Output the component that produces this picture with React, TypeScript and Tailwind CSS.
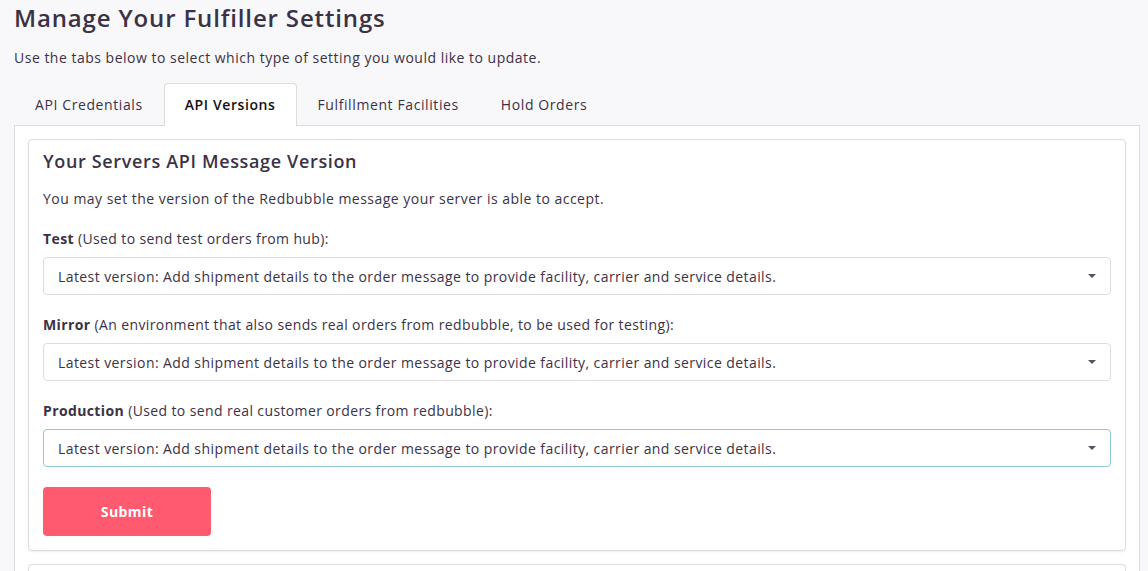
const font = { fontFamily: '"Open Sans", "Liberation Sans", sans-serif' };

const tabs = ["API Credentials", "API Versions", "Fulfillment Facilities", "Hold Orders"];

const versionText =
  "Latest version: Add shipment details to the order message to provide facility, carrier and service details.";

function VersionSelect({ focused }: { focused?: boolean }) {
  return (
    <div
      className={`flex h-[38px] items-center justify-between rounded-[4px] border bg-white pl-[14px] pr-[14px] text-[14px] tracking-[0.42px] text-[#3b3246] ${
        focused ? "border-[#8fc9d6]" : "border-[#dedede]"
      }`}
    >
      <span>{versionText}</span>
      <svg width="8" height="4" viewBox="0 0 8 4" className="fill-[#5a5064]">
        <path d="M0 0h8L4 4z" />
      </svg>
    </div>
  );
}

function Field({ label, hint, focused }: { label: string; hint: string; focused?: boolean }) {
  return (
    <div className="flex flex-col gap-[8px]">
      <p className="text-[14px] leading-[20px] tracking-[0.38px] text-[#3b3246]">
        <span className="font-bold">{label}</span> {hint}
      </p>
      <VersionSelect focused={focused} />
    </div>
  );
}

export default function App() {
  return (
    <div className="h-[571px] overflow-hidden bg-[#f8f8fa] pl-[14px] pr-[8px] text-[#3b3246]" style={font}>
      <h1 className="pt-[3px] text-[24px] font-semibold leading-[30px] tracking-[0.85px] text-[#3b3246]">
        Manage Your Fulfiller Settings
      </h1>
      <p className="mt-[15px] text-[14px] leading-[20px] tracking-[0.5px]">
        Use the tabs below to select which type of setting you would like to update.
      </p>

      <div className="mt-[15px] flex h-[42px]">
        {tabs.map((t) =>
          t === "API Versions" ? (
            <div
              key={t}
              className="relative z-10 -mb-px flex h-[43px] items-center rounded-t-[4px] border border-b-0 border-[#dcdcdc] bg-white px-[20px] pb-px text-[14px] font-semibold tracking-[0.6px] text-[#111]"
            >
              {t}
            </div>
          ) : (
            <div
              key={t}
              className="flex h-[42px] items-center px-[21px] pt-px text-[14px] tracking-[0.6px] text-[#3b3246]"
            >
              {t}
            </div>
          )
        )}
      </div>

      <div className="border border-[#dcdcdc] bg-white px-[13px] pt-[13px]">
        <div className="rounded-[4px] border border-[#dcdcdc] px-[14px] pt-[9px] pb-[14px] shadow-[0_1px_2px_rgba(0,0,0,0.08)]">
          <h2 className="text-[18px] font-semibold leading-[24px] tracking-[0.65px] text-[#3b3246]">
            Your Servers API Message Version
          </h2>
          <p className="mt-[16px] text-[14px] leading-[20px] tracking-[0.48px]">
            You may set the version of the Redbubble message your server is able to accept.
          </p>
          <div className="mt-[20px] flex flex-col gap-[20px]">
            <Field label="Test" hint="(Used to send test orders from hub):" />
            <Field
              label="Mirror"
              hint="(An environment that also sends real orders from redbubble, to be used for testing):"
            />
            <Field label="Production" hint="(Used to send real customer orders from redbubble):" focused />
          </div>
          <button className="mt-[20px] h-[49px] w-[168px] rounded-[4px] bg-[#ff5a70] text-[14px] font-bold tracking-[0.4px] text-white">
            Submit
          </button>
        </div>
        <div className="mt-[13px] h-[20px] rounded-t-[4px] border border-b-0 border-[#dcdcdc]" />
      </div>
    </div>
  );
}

****************************************

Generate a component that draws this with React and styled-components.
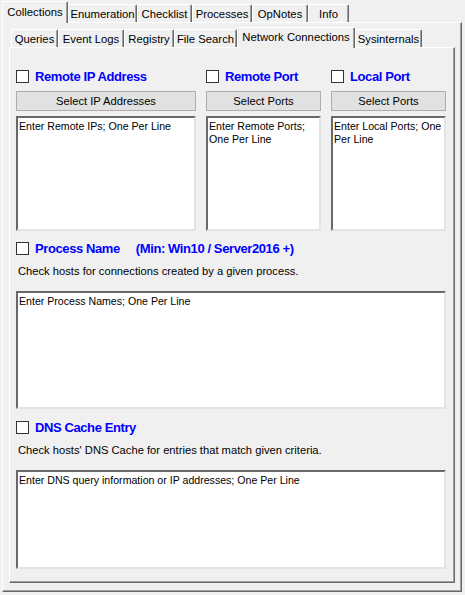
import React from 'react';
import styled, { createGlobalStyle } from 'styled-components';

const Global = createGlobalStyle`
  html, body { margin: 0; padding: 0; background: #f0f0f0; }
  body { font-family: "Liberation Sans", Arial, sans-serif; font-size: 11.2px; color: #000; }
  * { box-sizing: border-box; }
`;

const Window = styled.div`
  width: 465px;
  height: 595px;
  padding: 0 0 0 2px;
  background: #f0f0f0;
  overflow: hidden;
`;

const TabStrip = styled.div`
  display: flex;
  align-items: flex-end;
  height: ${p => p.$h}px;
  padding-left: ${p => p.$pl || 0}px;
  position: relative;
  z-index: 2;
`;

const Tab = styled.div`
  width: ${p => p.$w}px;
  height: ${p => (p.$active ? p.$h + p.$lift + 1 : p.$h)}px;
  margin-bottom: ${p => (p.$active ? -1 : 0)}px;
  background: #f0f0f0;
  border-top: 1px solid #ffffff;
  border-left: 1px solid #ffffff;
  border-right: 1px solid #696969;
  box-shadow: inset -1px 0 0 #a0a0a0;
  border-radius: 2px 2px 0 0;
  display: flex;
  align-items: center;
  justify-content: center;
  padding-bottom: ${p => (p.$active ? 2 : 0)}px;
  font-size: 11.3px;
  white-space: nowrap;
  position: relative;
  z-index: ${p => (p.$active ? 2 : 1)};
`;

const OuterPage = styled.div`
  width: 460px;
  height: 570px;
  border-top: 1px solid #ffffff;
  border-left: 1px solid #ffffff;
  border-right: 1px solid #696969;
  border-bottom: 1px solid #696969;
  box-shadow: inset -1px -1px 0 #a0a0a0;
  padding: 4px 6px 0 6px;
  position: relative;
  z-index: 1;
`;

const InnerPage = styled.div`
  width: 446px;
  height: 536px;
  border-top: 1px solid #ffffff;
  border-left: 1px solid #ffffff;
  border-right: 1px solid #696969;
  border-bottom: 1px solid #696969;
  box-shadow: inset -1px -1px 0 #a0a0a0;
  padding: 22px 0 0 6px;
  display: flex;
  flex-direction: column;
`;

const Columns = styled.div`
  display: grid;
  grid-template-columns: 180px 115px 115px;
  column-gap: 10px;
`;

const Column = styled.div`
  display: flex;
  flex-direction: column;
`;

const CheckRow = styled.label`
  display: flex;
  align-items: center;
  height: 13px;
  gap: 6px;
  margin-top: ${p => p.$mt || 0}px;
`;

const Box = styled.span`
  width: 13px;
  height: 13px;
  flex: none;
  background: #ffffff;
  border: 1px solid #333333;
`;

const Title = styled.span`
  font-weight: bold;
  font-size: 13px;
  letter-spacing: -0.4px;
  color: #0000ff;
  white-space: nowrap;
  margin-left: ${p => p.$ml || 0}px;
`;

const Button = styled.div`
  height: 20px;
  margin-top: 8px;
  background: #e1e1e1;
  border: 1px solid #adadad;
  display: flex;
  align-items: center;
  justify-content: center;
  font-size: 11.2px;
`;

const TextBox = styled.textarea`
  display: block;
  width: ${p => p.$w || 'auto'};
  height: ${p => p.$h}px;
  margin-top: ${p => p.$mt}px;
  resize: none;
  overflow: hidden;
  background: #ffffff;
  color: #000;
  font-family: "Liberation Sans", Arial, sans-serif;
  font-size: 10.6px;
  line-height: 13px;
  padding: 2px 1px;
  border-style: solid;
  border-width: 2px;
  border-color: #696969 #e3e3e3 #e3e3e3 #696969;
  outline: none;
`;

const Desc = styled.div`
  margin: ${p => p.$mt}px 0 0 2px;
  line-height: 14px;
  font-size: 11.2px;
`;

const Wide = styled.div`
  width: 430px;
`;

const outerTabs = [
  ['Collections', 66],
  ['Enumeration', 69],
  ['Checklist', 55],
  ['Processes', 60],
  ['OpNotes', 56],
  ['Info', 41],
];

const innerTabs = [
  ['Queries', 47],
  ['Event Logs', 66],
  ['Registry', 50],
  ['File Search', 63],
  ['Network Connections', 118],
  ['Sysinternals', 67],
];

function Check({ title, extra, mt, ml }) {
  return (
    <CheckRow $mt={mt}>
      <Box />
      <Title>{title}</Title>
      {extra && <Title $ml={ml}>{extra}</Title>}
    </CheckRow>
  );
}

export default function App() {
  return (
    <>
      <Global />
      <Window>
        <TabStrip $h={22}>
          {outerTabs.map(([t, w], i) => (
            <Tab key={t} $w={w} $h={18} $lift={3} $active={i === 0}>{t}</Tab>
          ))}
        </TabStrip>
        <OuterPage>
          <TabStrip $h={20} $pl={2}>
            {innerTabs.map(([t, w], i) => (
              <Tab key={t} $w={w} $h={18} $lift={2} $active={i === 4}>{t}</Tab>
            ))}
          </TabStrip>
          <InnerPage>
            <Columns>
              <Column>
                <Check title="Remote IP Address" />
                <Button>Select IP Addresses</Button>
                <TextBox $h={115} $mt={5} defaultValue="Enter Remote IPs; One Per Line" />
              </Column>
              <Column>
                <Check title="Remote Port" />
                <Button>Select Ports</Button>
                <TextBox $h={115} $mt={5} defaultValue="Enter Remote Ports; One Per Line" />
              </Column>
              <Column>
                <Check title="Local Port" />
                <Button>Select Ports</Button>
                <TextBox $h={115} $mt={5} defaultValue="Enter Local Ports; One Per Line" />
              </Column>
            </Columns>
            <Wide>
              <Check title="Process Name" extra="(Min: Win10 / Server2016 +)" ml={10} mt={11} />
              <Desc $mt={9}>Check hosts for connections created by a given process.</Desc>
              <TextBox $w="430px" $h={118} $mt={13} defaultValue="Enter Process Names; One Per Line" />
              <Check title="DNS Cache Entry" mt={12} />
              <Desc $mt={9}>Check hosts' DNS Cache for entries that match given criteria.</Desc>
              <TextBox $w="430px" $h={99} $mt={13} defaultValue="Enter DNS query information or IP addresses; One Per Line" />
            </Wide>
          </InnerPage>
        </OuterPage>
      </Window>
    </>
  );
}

****************************************

What the task asks: Copy every line above in which the string "React" shows up.

The response:
Output the component that produces this picture with React, TypeScript and Tailwind CSS.
Generate a component that draws this with React and styled-components.
import React from 'react';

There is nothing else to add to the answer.